Cointelegraph By Andrey Shevchenko
Anyone who has used Ethereum in 2020 knows the frustration of paying for gas, the measure that represents a transaction’s computational weight. With gas prices sometimes rising up to 100 to 200 gwei, a unit equal to one billionth of an Ether (ETH), many users are finding themselves priced out of the action.
While only a wide adoption of layer-two scaling solutions and the arrival of sharding can truly fix the situation, a few tricks can still help save some money when using the blockchain.
The easiest trick is simply avoiding making transactions during certain times of the day. New research from Flipside Crypto shows that the Ethereum blockchain shows quite specific patterns of congestion that a savvy user can exploit to pay less in gas.
The analysts sampled average fees on Ethereum starting from Jan. 1, 2020. The bars represent a median where most of the data points are located, while dots represent outliers.
The chart shows that, on average, the Ethereum blockchain is busiest from 1 PM UTC to about 6 PM UTC, corresponding approximately to the early U.S. trading session between 8 AM EST and 1 PM EST. This is likely no coincidence, as during this time window both Europe and the U.S. are fully awake and at work.
By contrast, the least busy period is between 9 PM UTC and 11 PM UTC. This also makes sense — The U.S. workday is coming to a close, Europe is getting ready to sleep, while in Asia it is still very early in the morning. In addition to lower average values, the evening UTC period also sees fewer outliers.
The information is useful to wait out periods of high activity, or to send a lower fee transaction with the confidence of knowing it will be confirmed in a few hours. The latter trick is only useful for low-priority transactions like token transfers, while it is discouraged for certain DeFi protocols.
Most notably, decentralized exchanges are usually a poor target for low-priority transactions. Slippage protection settings could mean that by the time the transaction is confirmed, the price has naturally moved from the initial point and the transaction fails — completely wasting precious gas. Some DeFi protocols also have internal checks to reject transactions older than a few minutes.

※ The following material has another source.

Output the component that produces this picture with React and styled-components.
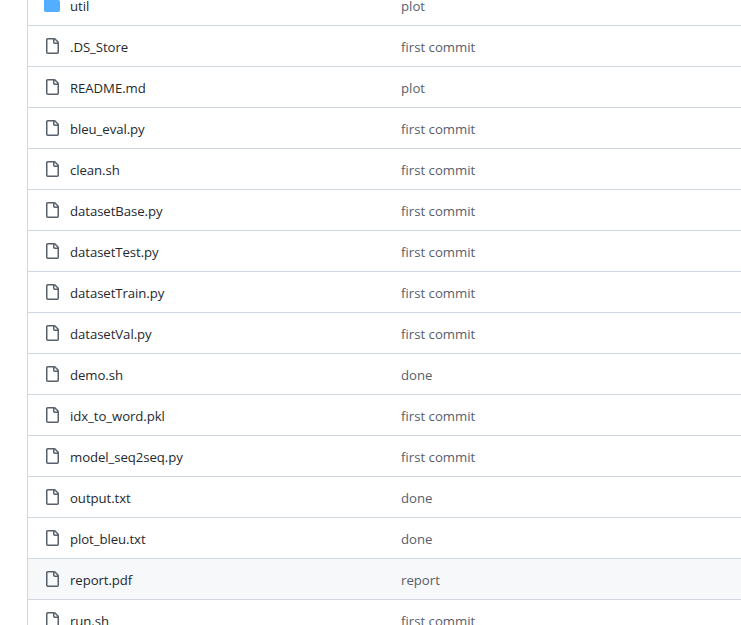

Beyond simply waiting, some situational tricks can also help vastly decrease the cost of gas. The Chi Gas Token, for example, lowers the total gas consumed by a particular transaction. The token acts as a discount storage mechanism — users should mint Chi when gas is cheap and use it when fees rise. Chi can also be purchased like any other token.
Depending on the user’s needs, certain solutions may help completely avoid high gas costs. Several layer-two solutions like Zk Sync, OMG’s Plasma or xDai offload transactions to another ledger, allowing virtually free token transfers after an initial setup cost. For trading, Loopring and DeversiFi offer non-custodial trading with essentially zero gas fees.
Such alternative platforms are seeing lower adoption and may not be suitable for everyone, but they are also the only realistic pathway towards reducing congestion once and for all.